§ **Problem description**: Repeat the data that follows, word for word, without the images.

Pages as source code
====

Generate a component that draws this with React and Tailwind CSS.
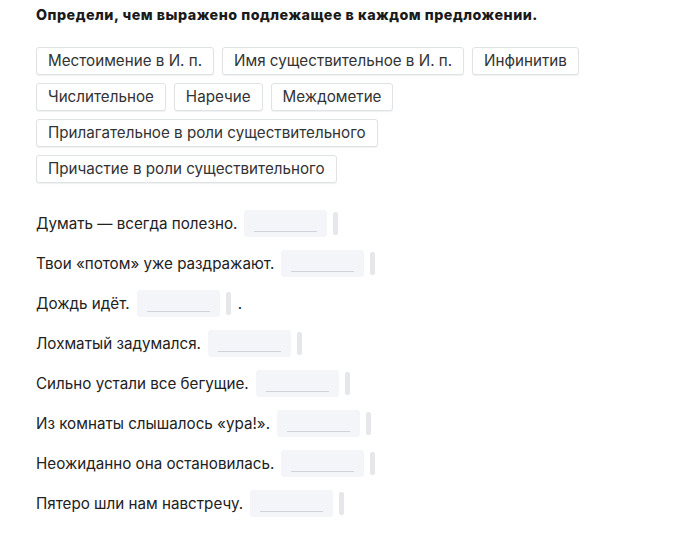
import React from "react";

const chips = [
  "Местоимение в И. п.",
  "Имя существительное в И. п.",
  "Инфинитив",
  "Числительное",
  "Наречие",
  "Междометие",
  "Прилагательное в роли существительного",
  "Причастие в роли существительного",
];

const sentences = [
  ["Думать — всегда полезно.", ""],
  ["Твои «потом» уже раздражают.", ""],
  ["Дождь идёт.", "."],
  ["Лохматый задумался.", ""],
  ["Сильно устали все бегущие.", ""],
  ["Из комнаты слышалось «ура!».", ""],
  ["Неожиданно она остановилась.", ""],
  ["Пятеро шли нам навстречу.", ""],
];

export default function App() {
  return (
    <div
      className="min-h-[535px] bg-white pl-[36px] pt-[6px] text-[#222]"
      style={{ fontFamily: "Inter, 'Noto Sans', sans-serif" }}
    >
      <div className="text-[14.3px] font-extrabold leading-[18px] tracking-[0.5px] text-[#1a1a1a]">
        Определи, чем выражено подлежащее в каждом предложении.
      </div>
      <div className="mt-[23px] flex max-w-[600px] flex-wrap gap-x-2 gap-y-2">
        {chips.map((c) => (
          <div
            key={c}
            className="flex h-[28px] items-center rounded-[3px] border border-[#dfe2e6] bg-white px-[11px] text-[15.2px] text-[#333] shadow-[0_1px_1px_rgba(0,0,0,0.06)]"
          >
            {c}
          </div>
        ))}
      </div>
      <div className="mt-[27px] flex flex-col gap-[13px]">
        {sentences.map(([s, tail]) => (
          <div key={s} className="flex h-[27px] items-center pt-[2px] text-[15.2px] text-[#222]">
            <span>{s}</span>
            <div className="ml-[7px] -mt-[2px] flex h-[27px] w-[83px] items-end justify-center rounded-[3px] bg-[#f3f5f9] pb-[5px]">
              <div className="h-px w-[63px] bg-[#cfd4dc]" />
            </div>
            <div className="ml-[6px] -mt-[2px] h-[23px] w-[5px] rounded-[2px] bg-[#e5e7ea]" />
            {tail && <span className="ml-[7px]">{tail}</span>}
          </div>
        ))}
      </div>
    </div>
  );
}
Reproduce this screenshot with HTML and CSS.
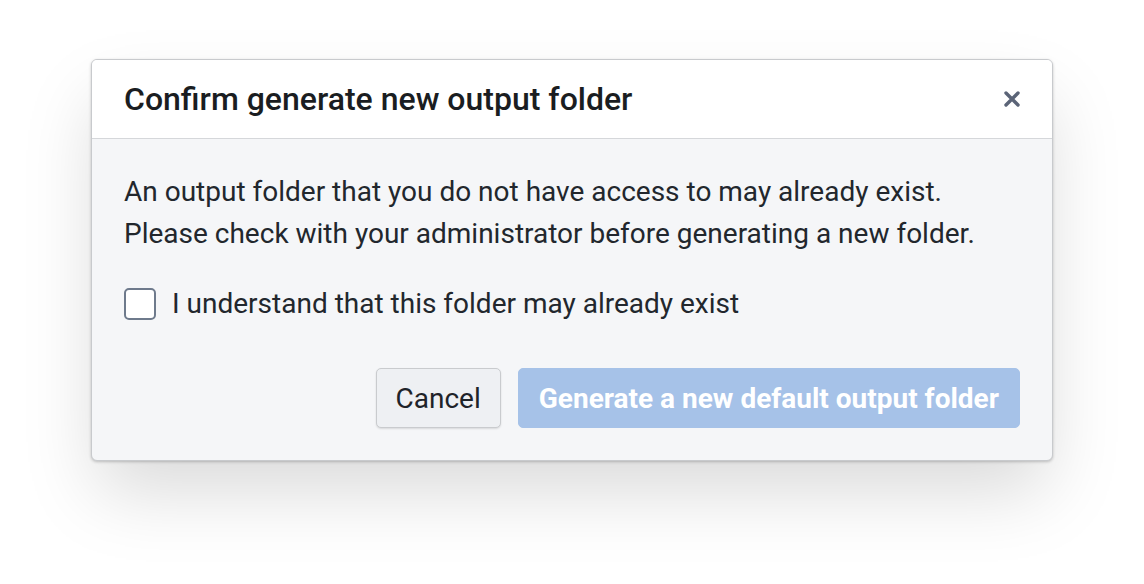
FILE: index.html
```html
<!DOCTYPE html>
<html lang="en">
<head>
<meta charset="utf-8">
<title>Confirm generate new output folder</title>
<link rel="stylesheet" href="styles.css">
</head>
<body>
<div class="dialog" role="dialog">
  <div class="dialog-header">
    <h2 class="dialog-title">Confirm generate new output folder</h2>
    <button class="close-btn" aria-label="Close">
      <svg width="18" height="18" viewBox="0 0 18 18"><path d="M3 3 L15 15 M15 3 L3 15" stroke="#5b6477" stroke-width="3.4" stroke-linecap="round"/></svg>
    </button>
  </div>
  <div class="dialog-body">
    <p class="message">An output folder that you do not have access to may already exist.<br>Please check with your administrator before generating a new folder.</p>
    <label class="check-row">
      <span class="checkbox"></span>
      <span class="check-label">I understand that this folder may already exist</span>
    </label>
    <div class="actions">
      <button class="btn btn-secondary">Cancel</button>
      <button class="btn btn-primary" disabled>Generate a new default output folder</button>
    </div>
  </div>
</div>
</body>
</html>
```

FILE: styles.css
```css
html, body {
  margin: 0;
  padding: 0;
  background: #ffffff;
}
body {
  font-family: Roboto, "Liberation Sans", sans-serif;
  color: #1e2329;
  padding-top: 59px;
  min-height: 100vh;
  box-sizing: border-box;
}
.dialog {
  width: 960px;
  margin: 0 auto;
  border: 1px solid #c8cacd;
  border-radius: 6px;
  background: #f5f6f8;
  box-shadow: 0 1px 3px rgba(0,0,0,0.22), 0 36px 70px -6px rgba(0,0,0,0.15);
  overflow: hidden;
}
.dialog-header {
  height: 78px;
  background: #ffffff;
  border-bottom: 1px solid #d5d7da;
  display: flex;
  align-items: center;
  justify-content: space-between;
  padding: 0 31px 0 32px;
}
.dialog-title {
  margin: 0;
  font-size: 32px;
  font-weight: 500;
  color: #1a1d21;
}
.close-btn {
  border: 0;
  background: none;
  padding: 0;
  width: 18px;
  height: 18px;
  display: flex;
  align-items: center;
  justify-content: center;
}
.dialog-body {
  padding: 32px;
}
.message {
  margin: 0;
  font-size: 28px;
  line-height: 42px;
  color: #22272d;
}
.check-row {
  display: flex;
  align-items: center;
  gap: 16px;
  margin-top: 28px;
  line-height: 42px;
}
.checkbox {
  width: 28px;
  height: 28px;
  border: 2px solid #6e7a8c;
  border-radius: 5px;
  background: #ffffff;
}
.check-label {
  font-size: 28px;
  color: #22272d;
}
.actions {
  display: flex;
  justify-content: flex-end;
  gap: 17px;
  margin-top: 43px;
}
.btn {
  height: 60px;
  border-radius: 5px;
  font-family: Roboto, "Liberation Sans", sans-serif;
  font-size: 28px;
  padding: 0 19px;
}
.btn-secondary {
  background: #eef0f3;
  border: 1px solid #c9cbce;
  color: #1e2329;
  box-shadow: 0 1px 2px rgba(0,0,0,0.12);
}
.btn-primary {
  background: #a6c2e8;
  border: 1px solid #a6c2e8;
  color: #ffffff;
  font-weight: 700;
  padding: 0 20px;
}
```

====

§ **Answer**:
Generate a component that draws this with React and Tailwind CSS.
import React from "react";

const chips = [
  "Местоимение в И. п.",
  "Имя существительное в И. п.",
  "Инфинитив",
  "Числительное",
  "Наречие",
  "Междометие",
  "Прилагательное в роли существительного",
  "Причастие в роли существительного",
];

const sentences = [
  ["Думать — всегда полезно.", ""],
  ["Твои «потом» уже раздражают.", ""],
  ["Дождь идёт.", "."],
  ["Лохматый задумался.", ""],
  ["Сильно устали все бегущие.", ""],
  ["Из комнаты слышалось «ура!».", ""],
  ["Неожиданно она остановилась.", ""],
  ["Пятеро шли нам навстречу.", ""],
];

export default function App() {
  return (
    <div
      className="min-h-[535px] bg-white pl-[36px] pt-[6px] text-[#222]"
      style={{ fontFamily: "Inter, 'Noto Sans', sans-serif" }}
    >
      <div className="text-[14.3px] font-extrabold leading-[18px] tracking-[0.5px] text-[#1a1a1a]">
        Определи, чем выражено подлежащее в каждом предложении.
      </div>
      <div className="mt-[23px] flex max-w-[600px] flex-wrap gap-x-2 gap-y-2">
        {chips.map((c) => (
          <div
            key={c}
            className="flex h-[28px] items-center rounded-[3px] border border-[#dfe2e6] bg-white px-[11px] text-[15.2px] text-[#333] shadow-[0_1px_1px_rgba(0,0,0,0.06)]"
          >
            {c}
          </div>
        ))}
      </div>
      <div className="mt-[27px] flex flex-col gap-[13px]">
        {sentences.map(([s, tail]) => (
          <div key={s} className="flex h-[27px] items-center pt-[2px] text-[15.2px] text-[#222]">
            <span>{s}</span>
            <div className="ml-[7px] -mt-[2px] flex h-[27px] w-[83px] items-end justify-center rounded-[3px] bg-[#f3f5f9] pb-[5px]">
              <div className="h-px w-[63px] bg-[#cfd4dc]" />
            </div>
            <div className="ml-[6px] -mt-[2px] h-[23px] w-[5px] rounded-[2px] bg-[#e5e7ea]" />
            {tail && <span className="ml-[7px]">{tail}</span>}
          </div>
        ))}
      </div>
    </div>
  );
}
Reproduce this screenshot with HTML and CSS.
FILE: index.html
```html
<!DOCTYPE html>
<html lang="en">
<head>
<meta charset="utf-8">
<title>Confirm generate new output folder</title>
<link rel="stylesheet" href="styles.css">
</head>
<body>
<div class="dialog" role="dialog">
  <div class="dialog-header">
    <h2 class="dialog-title">Confirm generate new output folder</h2>
    <button class="close-btn" aria-label="Close">
      <svg width="18" height="18" viewBox="0 0 18 18"><path d="M3 3 L15 15 M15 3 L3 15" stroke="#5b6477" stroke-width="3.4" stroke-linecap="round"/></svg>
    </button>
  </div>
  <div class="dialog-body">
    <p class="message">An output folder that you do not have access to may already exist.<br>Please check with your administrator before generating a new folder.</p>
    <label class="check-row">
      <span class="checkbox"></span>
      <span class="check-label">I understand that this folder may already exist</span>
    </label>
    <div class="actions">
      <button class="btn btn-secondary">Cancel</button>
      <button class="btn btn-primary" disabled>Generate a new default output folder</button>
    </div>
  </div>
</div>
</body>
</html>
```

FILE: styles.css
```css
html, body {
  margin: 0;
  padding: 0;
  background: #ffffff;
}
body {
  font-family: Roboto, "Liberation Sans", sans-serif;
  color: #1e2329;
  padding-top: 59px;
  min-height: 100vh;
  box-sizing: border-box;
}
.dialog {
  width: 960px;
  margin: 0 auto;
  border: 1px solid #c8cacd;
  border-radius: 6px;
  background: #f5f6f8;
  box-shadow: 0 1px 3px rgba(0,0,0,0.22), 0 36px 70px -6px rgba(0,0,0,0.15);
  overflow: hidden;
}
.dialog-header {
  height: 78px;
  background: #ffffff;
  border-bottom: 1px solid #d5d7da;
  display: flex;
  align-items: center;
  justify-content: space-between;
  padding: 0 31px 0 32px;
}
.dialog-title {
  margin: 0;
  font-size: 32px;
  font-weight: 500;
  color: #1a1d21;
}
.close-btn {
  border: 0;
  background: none;
  padding: 0;
  width: 18px;
  height: 18px;
  display: flex;
  align-items: center;
  justify-content: center;
}
.dialog-body {
  padding: 32px;
}
.message {
  margin: 0;
  font-size: 28px;
  line-height: 42px;
  color: #22272d;
}
.check-row {
  display: flex;
  align-items: center;
  gap: 16px;
  margin-top: 28px;
  line-height: 42px;
}
.checkbox {
  width: 28px;
  height: 28px;
  border: 2px solid #6e7a8c;
  border-radius: 5px;
  background: #ffffff;
}
.check-label {
  font-size: 28px;
  color: #22272d;
}
.actions {
  display: flex;
  justify-content: flex-end;
  gap: 17px;
  margin-top: 43px;
}
.btn {
  height: 60px;
  border-radius: 5px;
  font-family: Roboto, "Liberation Sans", sans-serif;
  font-size: 28px;
  padding: 0 19px;
}
.btn-secondary {
  background: #eef0f3;
  border: 1px solid #c9cbce;
  color: #1e2329;
  box-shadow: 0 1px 2px rgba(0,0,0,0.12);
}
.btn-primary {
  background: #a6c2e8;
  border: 1px solid #a6c2e8;
  color: #ffffff;
  font-weight: 700;
  padding: 0 20px;
}
```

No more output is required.